_Input for this task_

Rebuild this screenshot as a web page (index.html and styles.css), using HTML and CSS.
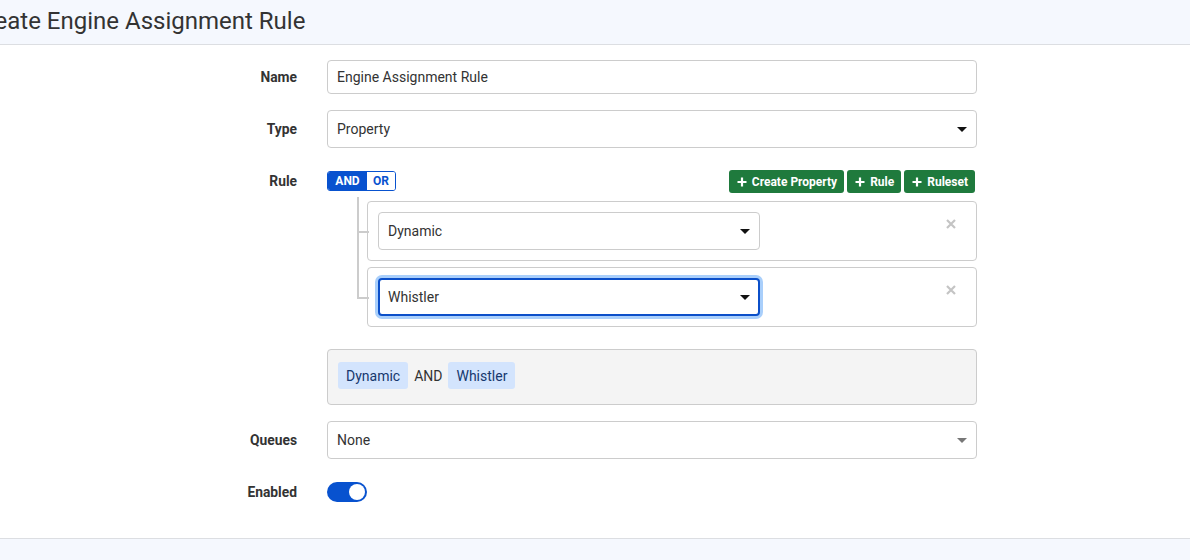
FILE: index.html
```html
<!DOCTYPE html>
<html>
<head>
<meta charset="utf-8">
<link rel="stylesheet" href="styles.css">
</head>
<body>
<header class="page-header">
  <h1 class="page-title">Create Engine Assignment Rule</h1>
</header>
<main class="page-main">
  <div class="form">
    <div class="form-row row-name">
      <label class="form-label">Name</label>
      <div class="form-field">
        <div class="input">Engine Assignment Rule</div>
      </div>
    </div>
    <div class="form-row row-type">
      <label class="form-label">Type</label>
      <div class="form-field">
        <div class="select"><span>Property</span><span class="caret"></span></div>
      </div>
    </div>
    <div class="form-row row-rule">
      <label class="form-label label-rule">Rule</label>
      <div class="form-field">
        <div class="group-header">
          <div class="conj">
            <span class="conj-btn active">AND</span><span class="conj-btn">OR</span>
          </div>
          <div class="actions">
            <button class="btn-green"><svg width="10" height="10" viewBox="0 0 10 10"><path d="M5 0.5V9.5M0.5 5H9.5" stroke="#fff" stroke-width="2.2"/></svg>Create Property</button>
            <button class="btn-green"><svg width="10" height="10" viewBox="0 0 10 10"><path d="M5 0.5V9.5M0.5 5H9.5" stroke="#fff" stroke-width="2.2"/></svg>Rule</button>
            <button class="btn-green"><svg width="10" height="10" viewBox="0 0 10 10"><path d="M5 0.5V9.5M0.5 5H9.5" stroke="#fff" stroke-width="2.2"/></svg>Ruleset</button>
          </div>
        </div>
        <div class="rules">
          <div class="rule">
            <div class="select select-rule"><span>Dynamic</span><span class="caret"></span></div>
            <span class="remove"><svg width="10" height="10" viewBox="0 0 10 10"><path d="M1 1L9 9M9 1L1 9" stroke="#c4c4c4" stroke-width="2.2"/></svg></span>
          </div>
          <div class="rule">
            <div class="select select-rule focused"><span>Whistler</span><span class="caret"></span></div>
            <span class="remove"><svg width="10" height="10" viewBox="0 0 10 10"><path d="M1 1L9 9M9 1L1 9" stroke="#c4c4c4" stroke-width="2.2"/></svg></span>
          </div>
        </div>
      </div>
    </div>
    <div class="form-row row-summary">
      <div class="form-label"></div>
      <div class="form-field">
        <div class="summary">
          <span class="tag">Dynamic</span><span class="op">AND</span><span class="tag">Whistler</span>
        </div>
      </div>
    </div>
    <div class="form-row row-queues">
      <label class="form-label">Queues</label>
      <div class="form-field">
        <div class="select"><span>None</span><span class="caret caret-muted"></span></div>
      </div>
    </div>
    <div class="form-row row-enabled">
      <label class="form-label">Enabled</label>
      <div class="form-field">
        <span class="toggle"><span class="knob"></span></span>
      </div>
    </div>
  </div>
</main>
<footer class="page-footer"></footer>
</body>
</html>
```

FILE: styles.css
```css
* { box-sizing: border-box; }
html, body { margin: 0; padding: 0; }
body {
  font-family: Roboto, "Liberation Sans", Arial, sans-serif;
  color: #333;
  background: #fff;
  width: 1190px;
  height: 560px;
  overflow: hidden;
  display: flex;
  flex-direction: column;
}
.page-header {
  height: 45px;
  background: #f5f8fe;
  border-bottom: 1px solid #dcdee2;
  display: flex;
  align-items: center;
  flex-shrink: 0;
  overflow: hidden;
}
.page-title {
  margin: 0 0 0 -29px;
  font-size: 24px;
  font-weight: 400;
  color: #333;
  white-space: nowrap;
  line-height: 1;
  padding-bottom: 3px;
}
.page-main {
  flex: 1;
  padding-top: 15px;
}
.page-footer {
  height: 22px;
  flex-shrink: 0;
  background: #f5f8fe;
  border-top: 1px solid #dcdee2;
}
.form {
  margin-left: 127px;
  width: 850px;
}
.form-row {
  display: flex;
  align-items: center;
}
.form-label {
  width: 170px;
  margin-right: 30px;
  text-align: right;
  font-size: 13.8px;
  font-weight: 700;
  color: #333;
  flex-shrink: 0;
}
.form-field { width: 650px; }
.row-type { margin-top: 16px; }
.row-rule { margin-top: 22px; align-items: flex-start; }
.label-rule { line-height: 23px; }
.row-summary { margin-top: 22px; }
.row-queues { margin-top: 16px; }
.row-enabled { margin-top: 23px; }

.input, .select {
  height: 38px;
  border: 1px solid #ccc;
  border-radius: 4px;
  padding: 0 9px;
  font-size: 14px;
  color: #333;
  display: flex;
  align-items: center;
  background: #fff;
}
.input { height: 34px; }
.select { justify-content: space-between; }
.caret {
  width: 0;
  height: 0;
  border-left: 5px solid transparent;
  border-right: 5px solid transparent;
  border-top: 5px solid #111;
}
.caret-muted { border-top-color: #777; }

.group-header {
  height: 23px;
  display: flex;
  justify-content: space-between;
  align-items: center;
}
.conj {
  display: flex;
  height: 20px;
  margin-top: -2px;
  border: 1px solid #0852cf;
  border-radius: 3px;
  overflow: hidden;
}
.conj-btn {
  font-size: 12px;
  font-weight: 700;
  color: #0852cf;
  background: #fff;
  display: flex;
  align-items: center;
  justify-content: center;
  line-height: 1;
  width: 28px;
}
.conj-btn.active {
  background: #0852cf;
  color: #fff;
  width: 39px;
}
.actions {
  display: flex;
  gap: 3px;
  margin-right: 2px;
}
.btn-green {
  height: 23px;
  border: none;
  border-radius: 3px;
  background: #1f7a3d;
  color: #fff;
  font-family: inherit;
  font-size: 12px;
  font-weight: 700;
  padding: 0 7px 0 8px;
  display: flex;
  align-items: center;
  gap: 5px;
  cursor: pointer;
}
.rules {
  margin-top: 8px;
  padding-left: 40px;
  display: flex;
  flex-direction: column;
  gap: 6px;
}
.rule {
  position: relative;
  height: 60px;
  border: 1px solid #ccc;
  border-radius: 4px;
  padding: 10px;
  display: flex;
  align-items: flex-start;
  justify-content: space-between;
}
.rule::before {
  content: "";
  position: absolute;
  left: -11px;
  top: -8px;
  width: 10px;
  height: calc(50% + 8px);
  border-left: 2px solid #ccc;
  border-bottom: 2px solid #ccc;
}
.rule:first-child::before {
  top: -5px;
  height: calc(50% + 5px);
}
.rule:not(:last-child)::after {
  content: "";
  position: absolute;
  left: -11px;
  top: 50%;
  bottom: -8px;
  border-left: 2px solid #ccc;
}
.select-rule {
  width: 382px;
}
.select-rule.focused {
  border: 2px solid #0b4fc9;
  padding-left: 8px;
  padding-right: 8px;
  box-shadow: 0 0 0 3px #a9cffb;
}
.remove {
  display: flex;
  margin-top: 7px;
  margin-right: 10px;
}
.summary {
  height: 56px;
  background: #f4f4f4;
  border: 1px solid #ccc;
  border-radius: 4px;
  padding: 0 10px 3px;
  display: flex;
  align-items: center;
  font-size: 14px;
}
.tag {
  background: #d3e4fd;
  color: #16386e;
  border-radius: 3px;
  height: 27px;
  padding: 0 8px;
  display: flex;
  align-items: center;
}
.op { margin: 0 6px; color: #333; }
.toggle {
  display: flex;
  width: 40px;
  height: 20px;
  border-radius: 10px;
  background: #0852cf;
  align-items: center;
  justify-content: flex-end;
  padding: 2px;
}
.knob {
  width: 16px;
  height: 16px;
  border-radius: 50%;
  background: #fff;
}
```
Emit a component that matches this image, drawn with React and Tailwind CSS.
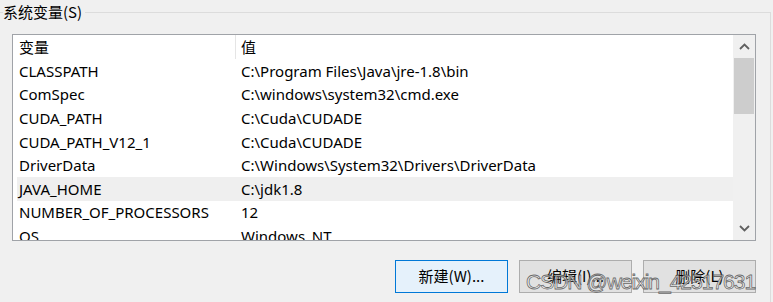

_What the task asks_
Copy everything in the records above except the pictures, exactly as written.

_Solution to this task_
Rebuild this screenshot as a web page (index.html and styles.css), using HTML and CSS.
FILE: index.html
```html
<!DOCTYPE html>
<html>
<head>
<meta charset="utf-8">
<link rel="stylesheet" href="styles.css">
</head>
<body>
<header class="page-header">
  <h1 class="page-title">Create Engine Assignment Rule</h1>
</header>
<main class="page-main">
  <div class="form">
    <div class="form-row row-name">
      <label class="form-label">Name</label>
      <div class="form-field">
        <div class="input">Engine Assignment Rule</div>
      </div>
    </div>
    <div class="form-row row-type">
      <label class="form-label">Type</label>
      <div class="form-field">
        <div class="select"><span>Property</span><span class="caret"></span></div>
      </div>
    </div>
    <div class="form-row row-rule">
      <label class="form-label label-rule">Rule</label>
      <div class="form-field">
        <div class="group-header">
          <div class="conj">
            <span class="conj-btn active">AND</span><span class="conj-btn">OR</span>
          </div>
          <div class="actions">
            <button class="btn-green"><svg width="10" height="10" viewBox="0 0 10 10"><path d="M5 0.5V9.5M0.5 5H9.5" stroke="#fff" stroke-width="2.2"/></svg>Create Property</button>
            <button class="btn-green"><svg width="10" height="10" viewBox="0 0 10 10"><path d="M5 0.5V9.5M0.5 5H9.5" stroke="#fff" stroke-width="2.2"/></svg>Rule</button>
            <button class="btn-green"><svg width="10" height="10" viewBox="0 0 10 10"><path d="M5 0.5V9.5M0.5 5H9.5" stroke="#fff" stroke-width="2.2"/></svg>Ruleset</button>
          </div>
        </div>
        <div class="rules">
          <div class="rule">
            <div class="select select-rule"><span>Dynamic</span><span class="caret"></span></div>
            <span class="remove"><svg width="10" height="10" viewBox="0 0 10 10"><path d="M1 1L9 9M9 1L1 9" stroke="#c4c4c4" stroke-width="2.2"/></svg></span>
          </div>
          <div class="rule">
            <div class="select select-rule focused"><span>Whistler</span><span class="caret"></span></div>
            <span class="remove"><svg width="10" height="10" viewBox="0 0 10 10"><path d="M1 1L9 9M9 1L1 9" stroke="#c4c4c4" stroke-width="2.2"/></svg></span>
          </div>
        </div>
      </div>
    </div>
    <div class="form-row row-summary">
      <div class="form-label"></div>
      <div class="form-field">
        <div class="summary">
          <span class="tag">Dynamic</span><span class="op">AND</span><span class="tag">Whistler</span>
        </div>
      </div>
    </div>
    <div class="form-row row-queues">
      <label class="form-label">Queues</label>
      <div class="form-field">
        <div class="select"><span>None</span><span class="caret caret-muted"></span></div>
      </div>
    </div>
    <div class="form-row row-enabled">
      <label class="form-label">Enabled</label>
      <div class="form-field">
        <span class="toggle"><span class="knob"></span></span>
      </div>
    </div>
  </div>
</main>
<footer class="page-footer"></footer>
</body>
</html>
```

FILE: styles.css
```css
* { box-sizing: border-box; }
html, body { margin: 0; padding: 0; }
body {
  font-family: Roboto, "Liberation Sans", Arial, sans-serif;
  color: #333;
  background: #fff;
  width: 1190px;
  height: 560px;
  overflow: hidden;
  display: flex;
  flex-direction: column;
}
.page-header {
  height: 45px;
  background: #f5f8fe;
  border-bottom: 1px solid #dcdee2;
  display: flex;
  align-items: center;
  flex-shrink: 0;
  overflow: hidden;
}
.page-title {
  margin: 0 0 0 -29px;
  font-size: 24px;
  font-weight: 400;
  color: #333;
  white-space: nowrap;
  line-height: 1;
  padding-bottom: 3px;
}
.page-main {
  flex: 1;
  padding-top: 15px;
}
.page-footer {
  height: 22px;
  flex-shrink: 0;
  background: #f5f8fe;
  border-top: 1px solid #dcdee2;
}
.form {
  margin-left: 127px;
  width: 850px;
}
.form-row {
  display: flex;
  align-items: center;
}
.form-label {
  width: 170px;
  margin-right: 30px;
  text-align: right;
  font-size: 13.8px;
  font-weight: 700;
  color: #333;
  flex-shrink: 0;
}
.form-field { width: 650px; }
.row-type { margin-top: 16px; }
.row-rule { margin-top: 22px; align-items: flex-start; }
.label-rule { line-height: 23px; }
.row-summary { margin-top: 22px; }
.row-queues { margin-top: 16px; }
.row-enabled { margin-top: 23px; }

.input, .select {
  height: 38px;
  border: 1px solid #ccc;
  border-radius: 4px;
  padding: 0 9px;
  font-size: 14px;
  color: #333;
  display: flex;
  align-items: center;
  background: #fff;
}
.input { height: 34px; }
.select { justify-content: space-between; }
.caret {
  width: 0;
  height: 0;
  border-left: 5px solid transparent;
  border-right: 5px solid transparent;
  border-top: 5px solid #111;
}
.caret-muted { border-top-color: #777; }

.group-header {
  height: 23px;
  display: flex;
  justify-content: space-between;
  align-items: center;
}
.conj {
  display: flex;
  height: 20px;
  margin-top: -2px;
  border: 1px solid #0852cf;
  border-radius: 3px;
  overflow: hidden;
}
.conj-btn {
  font-size: 12px;
  font-weight: 700;
  color: #0852cf;
  background: #fff;
  display: flex;
  align-items: center;
  justify-content: center;
  line-height: 1;
  width: 28px;
}
.conj-btn.active {
  background: #0852cf;
  color: #fff;
  width: 39px;
}
.actions {
  display: flex;
  gap: 3px;
  margin-right: 2px;
}
.btn-green {
  height: 23px;
  border: none;
  border-radius: 3px;
  background: #1f7a3d;
  color: #fff;
  font-family: inherit;
  font-size: 12px;
  font-weight: 700;
  padding: 0 7px 0 8px;
  display: flex;
  align-items: center;
  gap: 5px;
  cursor: pointer;
}
.rules {
  margin-top: 8px;
  padding-left: 40px;
  display: flex;
  flex-direction: column;
  gap: 6px;
}
.rule {
  position: relative;
  height: 60px;
  border: 1px solid #ccc;
  border-radius: 4px;
  padding: 10px;
  display: flex;
  align-items: flex-start;
  justify-content: space-between;
}
.rule::before {
  content: "";
  position: absolute;
  left: -11px;
  top: -8px;
  width: 10px;
  height: calc(50% + 8px);
  border-left: 2px solid #ccc;
  border-bottom: 2px solid #ccc;
}
.rule:first-child::before {
  top: -5px;
  height: calc(50% + 5px);
}
.rule:not(:last-child)::after {
  content: "";
  position: absolute;
  left: -11px;
  top: 50%;
  bottom: -8px;
  border-left: 2px solid #ccc;
}
.select-rule {
  width: 382px;
}
.select-rule.focused {
  border: 2px solid #0b4fc9;
  padding-left: 8px;
  padding-right: 8px;
  box-shadow: 0 0 0 3px #a9cffb;
}
.remove {
  display: flex;
  margin-top: 7px;
  margin-right: 10px;
}
.summary {
  height: 56px;
  background: #f4f4f4;
  border: 1px solid #ccc;
  border-radius: 4px;
  padding: 0 10px 3px;
  display: flex;
  align-items: center;
  font-size: 14px;
}
.tag {
  background: #d3e4fd;
  color: #16386e;
  border-radius: 3px;
  height: 27px;
  padding: 0 8px;
  display: flex;
  align-items: center;
}
.op { margin: 0 6px; color: #333; }
.toggle {
  display: flex;
  width: 40px;
  height: 20px;
  border-radius: 10px;
  background: #0852cf;
  align-items: center;
  justify-content: flex-end;
  padding: 2px;
}
.knob {
  width: 16px;
  height: 16px;
  border-radius: 50%;
  background: #fff;
}
```
Emit a component that matches this image, drawn with React and Tailwind CSS.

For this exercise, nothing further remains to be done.